** Start of DATASET EXTRACT **

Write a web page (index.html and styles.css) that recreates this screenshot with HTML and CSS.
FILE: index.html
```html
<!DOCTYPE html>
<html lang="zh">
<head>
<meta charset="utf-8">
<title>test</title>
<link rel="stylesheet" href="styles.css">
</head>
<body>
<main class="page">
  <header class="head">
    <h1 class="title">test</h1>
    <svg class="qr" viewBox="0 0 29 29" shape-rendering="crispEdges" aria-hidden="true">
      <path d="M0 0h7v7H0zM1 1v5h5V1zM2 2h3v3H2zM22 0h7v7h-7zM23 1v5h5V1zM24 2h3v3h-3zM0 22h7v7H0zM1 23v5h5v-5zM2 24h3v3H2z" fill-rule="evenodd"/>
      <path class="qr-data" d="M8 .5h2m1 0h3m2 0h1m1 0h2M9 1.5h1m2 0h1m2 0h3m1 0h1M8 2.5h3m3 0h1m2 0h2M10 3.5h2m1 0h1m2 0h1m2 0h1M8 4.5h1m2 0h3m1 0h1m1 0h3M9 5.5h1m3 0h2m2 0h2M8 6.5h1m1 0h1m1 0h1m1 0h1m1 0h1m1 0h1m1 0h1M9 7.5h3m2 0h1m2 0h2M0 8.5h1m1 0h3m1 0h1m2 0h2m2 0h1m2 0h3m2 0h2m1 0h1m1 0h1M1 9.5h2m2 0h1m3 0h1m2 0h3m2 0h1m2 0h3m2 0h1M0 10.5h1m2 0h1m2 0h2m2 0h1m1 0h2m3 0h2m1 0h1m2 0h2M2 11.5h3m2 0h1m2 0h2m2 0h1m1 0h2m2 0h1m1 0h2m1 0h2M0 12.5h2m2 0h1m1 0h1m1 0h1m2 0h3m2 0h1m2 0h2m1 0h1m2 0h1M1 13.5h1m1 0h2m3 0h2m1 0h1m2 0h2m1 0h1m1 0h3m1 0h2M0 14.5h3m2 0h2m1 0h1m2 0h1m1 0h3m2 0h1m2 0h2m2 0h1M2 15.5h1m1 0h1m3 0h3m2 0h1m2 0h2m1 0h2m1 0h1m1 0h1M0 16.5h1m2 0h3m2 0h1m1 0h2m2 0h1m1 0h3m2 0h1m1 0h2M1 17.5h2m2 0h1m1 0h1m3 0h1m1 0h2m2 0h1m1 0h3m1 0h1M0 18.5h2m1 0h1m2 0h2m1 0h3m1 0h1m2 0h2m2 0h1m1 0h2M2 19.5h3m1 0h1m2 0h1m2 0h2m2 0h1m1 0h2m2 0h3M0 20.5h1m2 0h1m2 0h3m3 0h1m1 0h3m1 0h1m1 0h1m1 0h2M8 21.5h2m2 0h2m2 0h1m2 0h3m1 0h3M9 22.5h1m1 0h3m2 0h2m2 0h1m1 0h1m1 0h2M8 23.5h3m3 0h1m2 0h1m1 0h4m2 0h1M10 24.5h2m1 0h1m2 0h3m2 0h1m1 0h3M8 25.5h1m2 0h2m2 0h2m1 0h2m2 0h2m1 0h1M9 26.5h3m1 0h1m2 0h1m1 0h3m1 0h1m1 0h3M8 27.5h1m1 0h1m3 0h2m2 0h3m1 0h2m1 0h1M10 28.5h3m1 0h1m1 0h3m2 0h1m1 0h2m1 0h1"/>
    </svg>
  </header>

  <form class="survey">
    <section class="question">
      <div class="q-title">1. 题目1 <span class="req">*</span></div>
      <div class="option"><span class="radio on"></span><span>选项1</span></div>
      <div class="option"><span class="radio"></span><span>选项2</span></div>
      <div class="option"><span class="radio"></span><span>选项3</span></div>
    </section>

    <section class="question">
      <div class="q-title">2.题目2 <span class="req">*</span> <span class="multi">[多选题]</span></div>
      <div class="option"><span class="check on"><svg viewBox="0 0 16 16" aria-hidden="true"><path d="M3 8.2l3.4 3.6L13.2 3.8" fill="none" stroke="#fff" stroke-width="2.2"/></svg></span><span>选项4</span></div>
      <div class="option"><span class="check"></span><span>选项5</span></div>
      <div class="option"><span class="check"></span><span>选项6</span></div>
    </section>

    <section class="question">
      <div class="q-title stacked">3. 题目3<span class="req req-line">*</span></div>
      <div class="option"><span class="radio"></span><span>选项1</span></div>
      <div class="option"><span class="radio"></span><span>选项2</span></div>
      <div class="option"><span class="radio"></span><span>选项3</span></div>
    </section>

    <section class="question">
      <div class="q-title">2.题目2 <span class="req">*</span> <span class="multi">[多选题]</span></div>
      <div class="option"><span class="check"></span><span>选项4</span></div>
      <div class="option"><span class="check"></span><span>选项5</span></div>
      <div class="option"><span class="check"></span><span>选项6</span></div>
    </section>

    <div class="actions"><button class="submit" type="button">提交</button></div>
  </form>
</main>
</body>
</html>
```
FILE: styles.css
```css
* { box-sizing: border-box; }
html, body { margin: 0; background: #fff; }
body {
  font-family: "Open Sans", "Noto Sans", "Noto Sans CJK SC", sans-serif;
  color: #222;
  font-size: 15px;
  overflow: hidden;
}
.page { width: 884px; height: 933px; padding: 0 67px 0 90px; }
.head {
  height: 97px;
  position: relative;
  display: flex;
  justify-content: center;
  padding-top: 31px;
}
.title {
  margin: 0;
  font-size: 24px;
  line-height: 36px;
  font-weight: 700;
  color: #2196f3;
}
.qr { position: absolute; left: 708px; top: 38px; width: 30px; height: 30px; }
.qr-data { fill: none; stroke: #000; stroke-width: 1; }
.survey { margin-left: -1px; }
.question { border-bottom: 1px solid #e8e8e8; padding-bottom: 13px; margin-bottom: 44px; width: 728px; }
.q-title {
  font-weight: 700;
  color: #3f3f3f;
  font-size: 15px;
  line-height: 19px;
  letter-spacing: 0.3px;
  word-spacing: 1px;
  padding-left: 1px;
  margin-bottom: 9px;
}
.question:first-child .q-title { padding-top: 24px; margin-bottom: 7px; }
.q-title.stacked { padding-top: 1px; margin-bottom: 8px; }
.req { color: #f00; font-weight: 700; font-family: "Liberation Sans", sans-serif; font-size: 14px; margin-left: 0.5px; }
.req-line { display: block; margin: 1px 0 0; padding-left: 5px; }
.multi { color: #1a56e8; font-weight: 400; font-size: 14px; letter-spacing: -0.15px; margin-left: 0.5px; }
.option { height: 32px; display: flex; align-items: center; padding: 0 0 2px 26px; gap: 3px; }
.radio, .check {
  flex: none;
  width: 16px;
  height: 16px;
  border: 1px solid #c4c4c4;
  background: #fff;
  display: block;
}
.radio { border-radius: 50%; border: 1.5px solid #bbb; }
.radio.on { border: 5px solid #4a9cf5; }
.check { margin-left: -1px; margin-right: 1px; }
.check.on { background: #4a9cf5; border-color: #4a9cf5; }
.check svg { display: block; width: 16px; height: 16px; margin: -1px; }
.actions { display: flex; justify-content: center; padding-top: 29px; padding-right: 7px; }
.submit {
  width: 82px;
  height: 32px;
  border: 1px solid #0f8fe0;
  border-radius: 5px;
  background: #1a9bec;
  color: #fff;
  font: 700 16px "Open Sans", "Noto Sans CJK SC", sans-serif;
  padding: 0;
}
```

** End of DATASET EXTRACT **

**WORK INSTRUCTIONS**: Each line of the material should be duplicated exactly, please.

**RESPONSE TO THIS TASK**:
Write a web page (index.html and styles.css) that recreates this screenshot with HTML and CSS.
FILE: index.html
```html
<!DOCTYPE html>
<html lang="zh">
<head>
<meta charset="utf-8">
<title>test</title>
<link rel="stylesheet" href="styles.css">
</head>
<body>
<main class="page">
  <header class="head">
    <h1 class="title">test</h1>
    <svg class="qr" viewBox="0 0 29 29" shape-rendering="crispEdges" aria-hidden="true">
      <path d="M0 0h7v7H0zM1 1v5h5V1zM2 2h3v3H2zM22 0h7v7h-7zM23 1v5h5V1zM24 2h3v3h-3zM0 22h7v7H0zM1 23v5h5v-5zM2 24h3v3H2z" fill-rule="evenodd"/>
      <path class="qr-data" d="M8 .5h2m1 0h3m2 0h1m1 0h2M9 1.5h1m2 0h1m2 0h3m1 0h1M8 2.5h3m3 0h1m2 0h2M10 3.5h2m1 0h1m2 0h1m2 0h1M8 4.5h1m2 0h3m1 0h1m1 0h3M9 5.5h1m3 0h2m2 0h2M8 6.5h1m1 0h1m1 0h1m1 0h1m1 0h1m1 0h1m1 0h1M9 7.5h3m2 0h1m2 0h2M0 8.5h1m1 0h3m1 0h1m2 0h2m2 0h1m2 0h3m2 0h2m1 0h1m1 0h1M1 9.5h2m2 0h1m3 0h1m2 0h3m2 0h1m2 0h3m2 0h1M0 10.5h1m2 0h1m2 0h2m2 0h1m1 0h2m3 0h2m1 0h1m2 0h2M2 11.5h3m2 0h1m2 0h2m2 0h1m1 0h2m2 0h1m1 0h2m1 0h2M0 12.5h2m2 0h1m1 0h1m1 0h1m2 0h3m2 0h1m2 0h2m1 0h1m2 0h1M1 13.5h1m1 0h2m3 0h2m1 0h1m2 0h2m1 0h1m1 0h3m1 0h2M0 14.5h3m2 0h2m1 0h1m2 0h1m1 0h3m2 0h1m2 0h2m2 0h1M2 15.5h1m1 0h1m3 0h3m2 0h1m2 0h2m1 0h2m1 0h1m1 0h1M0 16.5h1m2 0h3m2 0h1m1 0h2m2 0h1m1 0h3m2 0h1m1 0h2M1 17.5h2m2 0h1m1 0h1m3 0h1m1 0h2m2 0h1m1 0h3m1 0h1M0 18.5h2m1 0h1m2 0h2m1 0h3m1 0h1m2 0h2m2 0h1m1 0h2M2 19.5h3m1 0h1m2 0h1m2 0h2m2 0h1m1 0h2m2 0h3M0 20.5h1m2 0h1m2 0h3m3 0h1m1 0h3m1 0h1m1 0h1m1 0h2M8 21.5h2m2 0h2m2 0h1m2 0h3m1 0h3M9 22.5h1m1 0h3m2 0h2m2 0h1m1 0h1m1 0h2M8 23.5h3m3 0h1m2 0h1m1 0h4m2 0h1M10 24.5h2m1 0h1m2 0h3m2 0h1m1 0h3M8 25.5h1m2 0h2m2 0h2m1 0h2m2 0h2m1 0h1M9 26.5h3m1 0h1m2 0h1m1 0h3m1 0h1m1 0h3M8 27.5h1m1 0h1m3 0h2m2 0h3m1 0h2m1 0h1M10 28.5h3m1 0h1m1 0h3m2 0h1m1 0h2m1 0h1"/>
    </svg>
  </header>

  <form class="survey">
    <section class="question">
      <div class="q-title">1. 题目1 <span class="req">*</span></div>
      <div class="option"><span class="radio on"></span><span>选项1</span></div>
      <div class="option"><span class="radio"></span><span>选项2</span></div>
      <div class="option"><span class="radio"></span><span>选项3</span></div>
    </section>

    <section class="question">
      <div class="q-title">2.题目2 <span class="req">*</span> <span class="multi">[多选题]</span></div>
      <div class="option"><span class="check on"><svg viewBox="0 0 16 16" aria-hidden="true"><path d="M3 8.2l3.4 3.6L13.2 3.8" fill="none" stroke="#fff" stroke-width="2.2"/></svg></span><span>选项4</span></div>
      <div class="option"><span class="check"></span><span>选项5</span></div>
      <div class="option"><span class="check"></span><span>选项6</span></div>
    </section>

    <section class="question">
      <div class="q-title stacked">3. 题目3<span class="req req-line">*</span></div>
      <div class="option"><span class="radio"></span><span>选项1</span></div>
      <div class="option"><span class="radio"></span><span>选项2</span></div>
      <div class="option"><span class="radio"></span><span>选项3</span></div>
    </section>

    <section class="question">
      <div class="q-title">2.题目2 <span class="req">*</span> <span class="multi">[多选题]</span></div>
      <div class="option"><span class="check"></span><span>选项4</span></div>
      <div class="option"><span class="check"></span><span>选项5</span></div>
      <div class="option"><span class="check"></span><span>选项6</span></div>
    </section>

    <div class="actions"><button class="submit" type="button">提交</button></div>
  </form>
</main>
</body>
</html>
```
FILE: styles.css
```css
* { box-sizing: border-box; }
html, body { margin: 0; background: #fff; }
body {
  font-family: "Open Sans", "Noto Sans", "Noto Sans CJK SC", sans-serif;
  color: #222;
  font-size: 15px;
  overflow: hidden;
}
.page { width: 884px; height: 933px; padding: 0 67px 0 90px; }
.head {
  height: 97px;
  position: relative;
  display: flex;
  justify-content: center;
  padding-top: 31px;
}
.title {
  margin: 0;
  font-size: 24px;
  line-height: 36px;
  font-weight: 700;
  color: #2196f3;
}
.qr { position: absolute; left: 708px; top: 38px; width: 30px; height: 30px; }
.qr-data { fill: none; stroke: #000; stroke-width: 1; }
.survey { margin-left: -1px; }
.question { border-bottom: 1px solid #e8e8e8; padding-bottom: 13px; margin-bottom: 44px; width: 728px; }
.q-title {
  font-weight: 700;
  color: #3f3f3f;
  font-size: 15px;
  line-height: 19px;
  letter-spacing: 0.3px;
  word-spacing: 1px;
  padding-left: 1px;
  margin-bottom: 9px;
}
.question:first-child .q-title { padding-top: 24px; margin-bottom: 7px; }
.q-title.stacked { padding-top: 1px; margin-bottom: 8px; }
.req { color: #f00; font-weight: 700; font-family: "Liberation Sans", sans-serif; font-size: 14px; margin-left: 0.5px; }
.req-line { display: block; margin: 1px 0 0; padding-left: 5px; }
.multi { color: #1a56e8; font-weight: 400; font-size: 14px; letter-spacing: -0.15px; margin-left: 0.5px; }
.option { height: 32px; display: flex; align-items: center; padding: 0 0 2px 26px; gap: 3px; }
.radio, .check {
  flex: none;
  width: 16px;
  height: 16px;
  border: 1px solid #c4c4c4;
  background: #fff;
  display: block;
}
.radio { border-radius: 50%; border: 1.5px solid #bbb; }
.radio.on { border: 5px solid #4a9cf5; }
.check { margin-left: -1px; margin-right: 1px; }
.check.on { background: #4a9cf5; border-color: #4a9cf5; }
.check svg { display: block; width: 16px; height: 16px; margin: -1px; }
.actions { display: flex; justify-content: center; padding-top: 29px; padding-right: 7px; }
.submit {
  width: 82px;
  height: 32px;
  border: 1px solid #0f8fe0;
  border-radius: 5px;
  background: #1a9bec;
  color: #fff;
  font: 700 16px "Open Sans", "Noto Sans CJK SC", sans-serif;
  padding: 0;
}
```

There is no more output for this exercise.